## Begin SUPPLIED MATERIAL

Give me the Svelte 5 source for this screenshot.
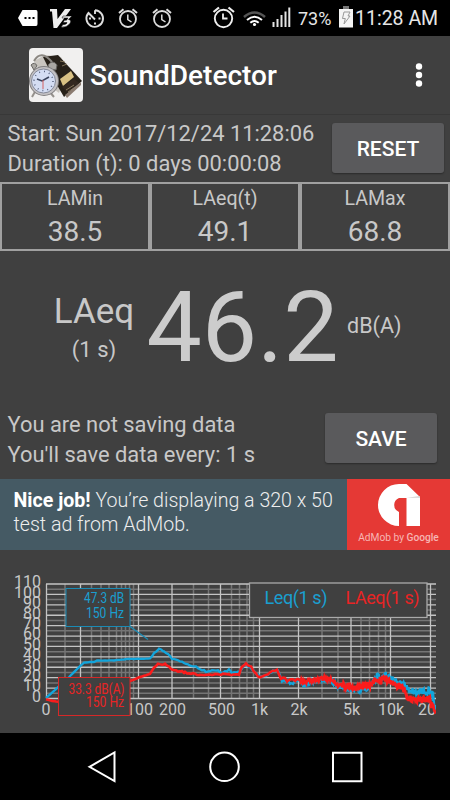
<script>
	const stats = [
		{ label: 'LAMin', value: '38.5' },
		{ label: 'LAeq(t)', value: '49.1' },
		{ label: 'LAMax', value: '68.8' }
	];

	const levels = [110, 100, 90, 80, 70, 60, 50, 40, 30, 20, 10, 0];
	const levelY = (db) => 698.5 - (db * 114.5) / 110;

	const majorX = [46.5, 80.5, 138.5, 172, 220.5, 259.5, 298.5, 351, 390.5, 430.5];
	const minorX = [
		65, 91.5, 101, 109, 116.5, 121.5, 125.5, 129.5, 133.5, 193.5, 208.5, 231.5, 239.5, 247, 253.5,
		322, 338, 361, 369.5, 378.5, 385.5
	];
	const freqs = [
		[46, '0'],
		[139.5, '100'],
		[172.5, '200'],
		[221.5, '500'],
		[259.5, '1k'],
		[299, '2k'],
		[351.5, '5k'],
		[391, '10k'],
		[431, '20k']
	];

	const leq = [
		[46, 698], [65, 681], [72, 674], [84, 662.5], [94, 662], [97, 660.5], [112, 660.5], [128, 659],
		[150, 658.5], [154, 653], [159, 649], [164, 651], [172, 658.5], [182, 662], [196, 667],
		[206, 671.5], [216, 670], [221, 672.5], [229, 670], [232, 673], [240, 672], [245, 664],
		[250, 667], [260, 677], [268, 675], [273, 671], [278, 671], [282, 680], [291, 683], [298, 680],
		[304, 685], [310, 682], [323, 679], [332, 682], [338, 686], [357, 690], [368, 687], [374, 681],
		[377, 675], [381, 680], [386, 675], [391, 679], [400, 684], [405, 685], [409, 691], [422, 692],
		[429, 691], [433, 697], [436, 712]
	];
	const laeq = [
		[46, 699.5], [58, 702], [90, 692], [130, 681], [140, 677], [150, 674], [154, 668], [158, 664],
		[165, 664], [172, 669.5], [185, 672.5], [200, 675], [215, 674.5], [239, 674.5], [242, 667],
		[246, 664], [251, 667], [256, 674], [260, 677.5], [268, 675], [273, 670], [277, 670], [281, 678],
		[291, 681], [298, 678.5], [304, 683], [310, 680], [323, 678], [332, 680], [338, 685], [357, 688],
		[362, 684.5], [370, 686], [374, 681], [377, 678], [381, 681], [386, 678], [392, 684], [403, 688],
		[408, 698], [420, 699.5], [430, 700], [433, 708], [436, 716]
	];

	// measured spectra get rougher toward the high frequencies
	function trace(points, seed) {
		let s = seed;
		let out = '';
		for (let i = 0; i < points.length - 1; i++) {
			const [x0, y0] = points[i];
			const [x1, y1] = points[i + 1];
			for (let x = x0; x < x1; x += x < 300 ? 2 : 0.6) {
				s = (s * 16807) % 2147483647;
				const rough = x < 150 ? 0.2 : x < 280 ? 0.8 : x < 340 ? 2 : x < 430 ? 3.6 : 6;
				const y = y0 + ((y1 - y0) * (x - x0)) / (x1 - x0) + (s / 2147483647 - 0.5) * rough * 2;
				out += `${out ? 'L' : 'M'}${x.toFixed(1)} ${y.toFixed(1)}`;
			}
		}
		return out;
	}
</script>

{#snippet alarm()}
	<svg width="20" height="22" viewBox="0 0 20 22" fill="none" stroke="#ddd">
		<circle cx="10" cy="12" r="8" stroke-width="1.8" />
		<path d="M1 6 5.5 2.2M19 6l-4.500-3.800" stroke-width="2" />
		<path d="M9.800 7.500v5l3.700 2.500" stroke-width="1.500" />
	</svg>
{/snippet}

<div class="screen">
	<div class="status">
		<svg class="notes" width="108" height="22" viewBox="0 0 108 22">
			<path d="M0 11 4.500 3H18Q19.500 3 19.500 5V17Q19.500 19 18 19H4.500Z" fill="#fff" />
			<path d="M6.500 10h2v2h-2zM10.500 10h2v2h-2zM14.500 10h2v2h-2z" fill="#000" />
			<path d="M32 2h7l.5 10L47 2h6L39 21h-3.500L34 4.500h-2z" fill="#eee" />
			<path d="M45 9h9l-3.500 3.500Q54 13 52 16.500 48.500 21 43 20l2-2.500q4 0 4-2h-4l1.500-2.300h2L50 11h-6z" fill="#eee" stroke="#000" stroke-width=".5" />
			<g fill="none" stroke="#ddd" stroke-width="1.900">
				<path d="M77 3.200V7M77 3.200A8.300 8.300 0 1 1 70.500 6L77 12.500" />
			</g>
			<path d="M71 10.500h2v2h-2zM80.500 10.500h2v2h-2zM76 15.500h2v2h-2z" fill="#ddd" />
		</svg>
		<span class="alarm-a">{@render alarm()}</span>
		<span class="alarm-b">{@render alarm()}</span>
		<svg class="signals" width="80" height="24" viewBox="212 6 80 24" fill="none">
			<circle cx="223.500" cy="18.500" r="8.700" stroke="#eee" stroke-width="1.900" />
			<path d="M213.500 12 219 7.500M234 12l-5.500-4.500" stroke="#eee" stroke-width="2.200" />
			<path d="M223 13.500v5h4.500" stroke="#eee" stroke-width="1.800" />
			<path d="M244 17q10.500-9 21 0" stroke="#555" stroke-width="2.600" />
			<path d="M247 20q7.500-6.500 15 0M250.300 22.800q4.200-3.600 8.400 0" stroke="#fff" stroke-width="2" />
			<circle cx="254.500" cy="24.500" r="1.600" fill="#fff" />
			<path d="M273.500 27v-5M277.500 27v-8M281.500 27V15M285.500 27V11.500M289.300 27V7.500" stroke="#e4e4e4" stroke-width="2" />
		</svg>
		<span class="percent">73%</span>
		<svg class="battery" width="14" height="22" viewBox="0 0 14 22">
			<path d="M4 0h6v3H4z" fill="#777" />
			<path d="M0 3h14v18.500H0z" fill="#f4f4f4" />
			<path d="M5 6h6l-2 4h2l-6 8 1.300-5.500H3.500z" fill="none" stroke="#999" />
		</svg>
		<span class="time">11:28 AM</span>
	</div>

	<header>
		<svg class="logo" width="54" height="54" viewBox="0 0 54 54">
			<rect width="54" height="54" rx="4" fill="#f1f0ef" />
			<path d="M5 13 16 7l16 2 6 14-8 22-8-6z" fill="#c9c5bf" />
			<path d="M14 9 29 7l24 26-18 16-7-12z" fill="#272119" />
			<path d="m31 31 11-8 3 6-11 9z" fill="#d9c184" />
			<path d="m33 39 12-8 5 4-12 9z" fill="#332820" />
			<path d="m33 18 5-2M31 13l5 1M37 42l8-5M39 44l7-5" stroke="#9c8c6c" stroke-width=".8" />
			<path d="M36 47 52 34v3L38 50z" fill="#8b7c71" />
			<path d="m7 42-4 7M20 43l5 6" stroke="#96928d" stroke-width="2" />
			<path d="M8 18q-2-5-6-1l3 5zM19 17q5-6 9 0l-1 5-7-1z" fill="#aaa7a2" stroke="#65635f" />
			<path d="M5 13Q12 1 23 14" fill="none" stroke="#8c8882" stroke-width="2" />
			<circle cx="15" cy="33" r="15" fill="#817f80" />
			<circle cx="15" cy="33" r="14" fill="#c4c2c4" />
			<circle cx="14.500" cy="33" r="12" fill="#d4ddf3" stroke="#858997" />
			<circle cx="14.500" cy="33" r="9.500" fill="none" stroke="#56617e" stroke-width="1.500" stroke-dasharray="1 4" />
			<path d="m8 31 5 2 7-4" fill="none" stroke="#39435c" stroke-width="1.500" />
			<path d="M14 32v9" stroke="#d46060" />
		</svg>
		<h1>SoundDetector</h1>
		<svg class="more" width="8" height="26" viewBox="0 0 8 26" fill="#fff">
			<circle cx="4" cy="4.500" r="3.200" />
			<circle cx="4" cy="13" r="3.200" />
			<circle cx="4" cy="21.500" r="3.200" />
		</svg>
	</header>

	<section class="info">
		<div class="lines">
			<p class="start">Start: Sun 2017/12/24 11:28:06</p>
			<p class="duration">Duration (t): 0 days 00:00:08</p>
		</div>
		<button class="reset">RESET</button>
	</section>

	<section class="stats">
		{#each stats as stat}
			<div class="stat">
				<span class="stat-label">{stat.label}</span>
				<span class="stat-value">{stat.value}</span>
			</div>
		{/each}
	</section>

	<section class="current">
		<div class="measure">
			<span class="name">LAeq</span>
			<span class="window">(1 s)</span>
		</div>
		<span class="reading">46.2</span>
		<span class="unit">dB(A)</span>
	</section>

	<section class="saving">
		<div class="lines">
			<p>You are not saving data</p>
			<p>You'll save data every: 1 s</p>
		</div>
		<button class="save">SAVE</button>
	</section>

	<section class="ad">
		<p class="ad-text"><b>Nice job!</b> You’re displaying a 320 x 50<br />test ad from AdMob.</p>
		<div class="admob">
			<svg width="44" height="44" viewBox="0 0 44 44">
				<path d="M22 1h7.500L43 14v29H29.500V15H22a7.500 7.500 0 0 0 0 14v14A21 21 0 0 1 22 1z" fill="#fff" />
				<path d="M29.500 15H43v-1.500L41.500 13z" fill="#ddd" />
			</svg>
			<span>AdMob by <b>Google</b></span>
		</div>
	</section>

	<svg class="chart" width="450" height="183" viewBox="0 550 450 183">
		<defs>
			<clipPath id="plot"><rect x="0" y="550" width="436" height="183" /></clipPath>
		</defs>

		<g clip-path="url(#plot)">
			<g stroke="#757575" stroke-width="1.500">
				{#each minorX as x}
					<path d="M{x} 584V698.500" />
				{/each}
				{#each levels.slice(1) as db}
					<path d="M46 {levelY(db + 5)}H436" />
				{/each}
			</g>
			<g stroke="#c4c4c4" stroke-width="1.300">
				{#each majorX as x}
					<path d="M{x} 584V698.500" />
				{/each}
				{#each levels as db}
					<path d="M46 {levelY(db)}H436" />
				{/each}
			</g>

			<g class="axis">
				{#each levels as db}
					<text x="41" y={levelY(db) + 3.4} text-anchor="end">{db}</text>
				{/each}
				{#each freqs as [x, label]}
					<text {x} y="714.600" text-anchor="middle">{label}</text>
				{/each}
			</g>

			<path d={trace(leq, 71)} fill="none" stroke="#12a5dc" stroke-width="2.300" />
			<path d={trace(laeq, 1234)} fill="none" stroke="#fa1c1c" stroke-width="2.600" />
		</g>

		<rect x="249.500" y="583" width="177.500" height="34.500" fill="#404040" stroke="#aaa" stroke-width="1.300" />
		<text class="legend leq" x="264.500" y="603.500" textLength="63">Leq(1 s)</text>
		<text class="legend laeq" x="345.500" y="603.500" textLength="74">LAeq(1 s)</text>

		<path d="M130 626.500 148 639.500" stroke="#1a8bb5" stroke-width="1.300" />
		<rect x="66" y="588.500" width="64" height="38" fill="#404040" stroke="#1a8bb5" />
		<text class="marker leq" x="84" y="603.300" textLength="40" lengthAdjust="spacingAndGlyphs">47.3 dB</text>
		<text class="marker leq" x="86" y="618.300" textLength="38" lengthAdjust="spacingAndGlyphs">150 Hz</text>

		<rect x="58.500" y="677.500" width="71.500" height="38" fill="#404040" stroke="#d62828" />
		<text class="marker laeq" x="68.500" y="693.500" textLength="56" lengthAdjust="spacingAndGlyphs">33.3 dB(A)</text>
		<text class="marker laeq" x="86" y="707.300" textLength="38" lengthAdjust="spacingAndGlyphs">150 Hz</text>
	</svg>

	<nav>
		<svg width="450" height="67" viewBox="0 733 450 67" fill="none" stroke="#fff" stroke-width="2">
			<path d="M89.500 766.800 114.500 752.500V781z" />
			<circle cx="224.500" cy="766.800" r="14.300" />
			<path d="M333 752.700h28.500v28.500H333z" />
		</svg>
	</nav>
</div>

<style>
	:global(body) {
		background: #404040;
	}

	.screen {
		width: 450px;
		height: 800px;
		overflow: hidden;
		display: flex;
		flex-direction: column;
		background: #404040;
		color: #c8c8c8;
		font-family: Roboto, sans-serif;
	}

	.screen > * {
		flex-shrink: 0;
		box-sizing: border-box;
	}

	svg {
		display: block;
	}

	p,
	h1 {
		margin: 0;
		white-space: nowrap;
	}

	/* Status bar */
	.status {
		height: 36px;
		background: #000;
		display: flex;
		align-items: center;
		padding-left: 18px;
		color: #e6e6e6;
	}

	.notes {
		flex: none;
	}

	.alarm-a {
		margin-left: -8px;
	}

	.alarm-b {
		margin-left: 14px;
	}

	.signals {
		margin-left: 40px;
		flex: none;
	}

	.percent {
		margin-left: 6px;
		width: 41px;
		font-size: 18px;
		line-height: 36px;
		padding-top: 1px;
	}

	.battery {
		flex: none;
		margin: 0 2px 3px 0;
	}

	.time {
		font-size: 19.5px;
		padding-top: 1px;
		white-space: nowrap;
	}

	/* App bar */
	header {
		height: 79px;
		display: flex;
		align-items: center;
		padding: 0 27px 0 29px;
		border-bottom: 1px solid #383838;
	}

	h1 {
		margin-left: 7px;
		flex: 1;
		font-size: 28px;
		font-weight: 500;
		color: #fff;
	}

	/* Info and saving rows */
	.info {
		height: 67px;
		display: flex;
		justify-content: space-between;
		padding: 4px 6px 0 7.5px;
	}

	.lines {
		font-size: 21.900px;
		line-height: 30px;
	}

	button {
		border: 0;
		border-radius: 3px;
		background: #5a5a5c;
		box-shadow: 0 1px 2px rgba(0, 0, 0, 0.35);
		color: #fff;
		font: 500 21px Roboto, sans-serif;
		width: 112px;
		height: 50px;
		padding: 2px 0 0;
	}

	.reset {
		margin-top: 4px;
	}

	.saving {
		height: 73px;
		display: flex;
		justify-content: space-between;
		padding: 4px 13px 0 7.5px;
	}

	.save {
		margin-top: 3px;
	}

	/* Min / average / max */
	.stats {
		height: 69px;
		display: flex;
	}

	.stat {
		flex: 1;
		border: 2px solid #a0a0a0;
		display: flex;
		flex-direction: column;
		align-items: center;
	}

	.stat-label {
		font-size: 19.600px;
		line-height: 29px;
	}

	.stat-value {
		font-size: 28px;
		line-height: 37px;
	}

	/* Current level */
	.current {
		height: 155px;
		display: flex;
		align-items: center;
		padding-left: 52px;
	}

	.measure {
		width: 84px;
		display: flex;
		flex-direction: column;
		align-items: center;
		line-height: 38px;
		padding-top: 4px;
	}

	.name {
		font-size: 35px;
	}

	.window {
		font-size: 22px;
	}

	.reading {
		margin-left: 10.500px;
		width: 200.500px;
		font-size: 98.500px;
		padding-bottom: 2px;
		color: #ccc;
	}

	.unit {
		font-size: 21.500px;
		padding-bottom: 7px;
	}

	/* Ad banner */
	.ad {
		height: 71px;
		display: flex;
		background: #455a64;
	}

	.ad-text {
		width: 347px;
		box-sizing: border-box;
		padding: 10px 0 0 13.5px;
		font-size: 19.600px;
		line-height: 23.700px;
		font-weight: 300;
		color: #eee;
	}

	.ad-text b {
		font-weight: 700;
		color: #fff;
	}

	.admob {
		flex: 1;
		background: #e53935;
		display: flex;
		flex-direction: column;
		align-items: center;
		padding-top: 4px;
		font-size: 10.200px;
		line-height: 22px;
		color: #f7b5b3;
		white-space: nowrap;
	}

	.admob b {
		font-weight: 500;
	}

	/* Spectrum */
	.axis {
		font-size: 16px;
		fill: #c8c8c8;
	}

	.legend {
		font-size: 18px;
	}

	.marker {
		font-size: 14px;
	}

	.leq {
		fill: #1a9fd0;
	}

	.laeq {
		fill: #e82424;
	}

	nav {
		height: 67px;
		background: #000;
	}
</style>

## End SUPPLIED MATERIAL

### STATED EXERCISE
Without any pictures, reproduce the lines from the first one in the material through the line that has "const levelY = (db)", exactly as they appear.

### OUTPUT OF THE EXERCISE
Give me the Svelte 5 source for this screenshot.
<script>
	const stats = [
		{ label: 'LAMin', value: '38.5' },
		{ label: 'LAeq(t)', value: '49.1' },
		{ label: 'LAMax', value: '68.8' }
	];

	const levels = [110, 100, 90, 80, 70, 60, 50, 40, 30, 20, 10, 0];
	const levelY = (db) => 698.5 - (db * 114.5) / 110;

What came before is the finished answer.